The KT41 was M-OV's version of a second-generation output valve, with the 1930s standard 4.0 V heater, it replaced Type N41. The KT type number proclaims that it is a beam tetrode, not a pentode. The KT41 was unexciting (though quite adequate) in terms of power output but gave better quality sound than most of its pentode competitors and was a successful valve.
Its manufacturing life was truncated when M-OV changed over to American-style 6.3 V valves from around 1938 but in 6.3V guise on an IO base it lived on into the 1950s as the KT61.
Through a clear part of the glass the pinch and lower part of the mesh anode can be seen.
The cathode is a flattened oval and within can be seen the two insulated heater strands. The mesh anode is cylindrical with four side flanges for greater area. Two of the flanges are used to connect to the supports. What is strange is that there is a third wire grid and no beam plates. This KT41 is a pentode.
The anode and above the bottom mica is the suppressor grid wire.

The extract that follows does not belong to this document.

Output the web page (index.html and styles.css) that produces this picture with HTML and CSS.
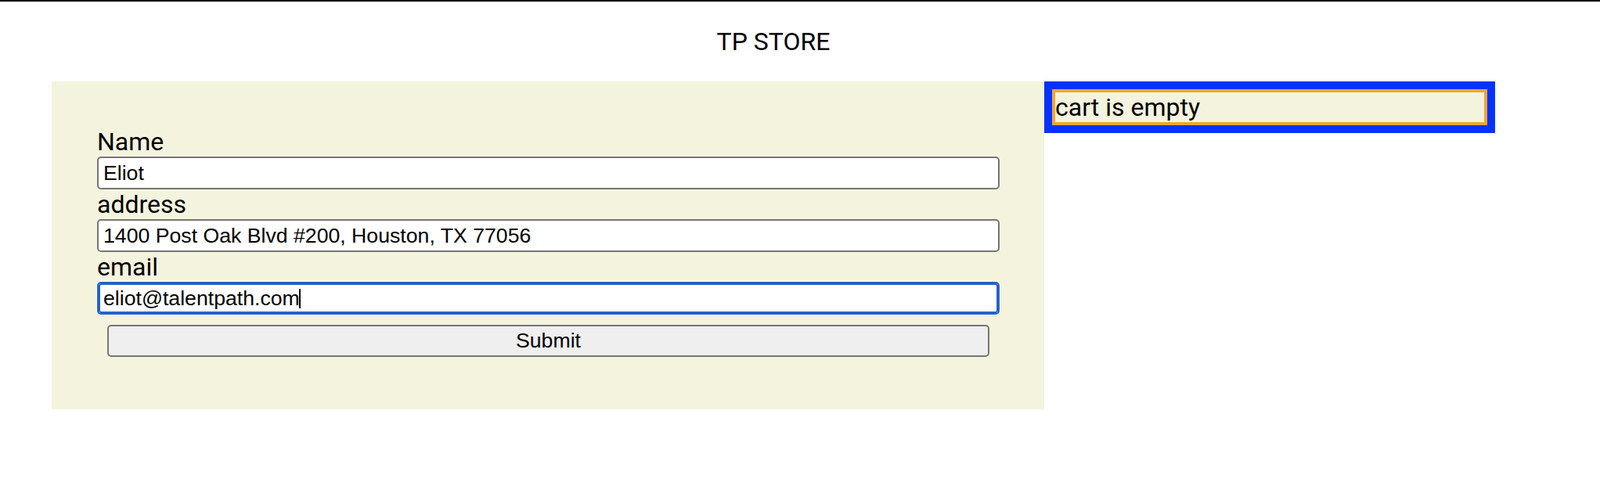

Taken from the top: the control grid heat sinks are on the left, the suppressor winding is just within the mesh anode.
Very difficult to get all grids in focus with the microscope, but all three can be seen.
The classic envelope is 44 mm in diameter and, excluding the B7 base pins, is 118 mm tall.
References: Data-sheet, private communication & 1043. Type KT41 was first introduced in 1937.
Absolute Maximum Operating Conditions¶
Updated March 19, 2018.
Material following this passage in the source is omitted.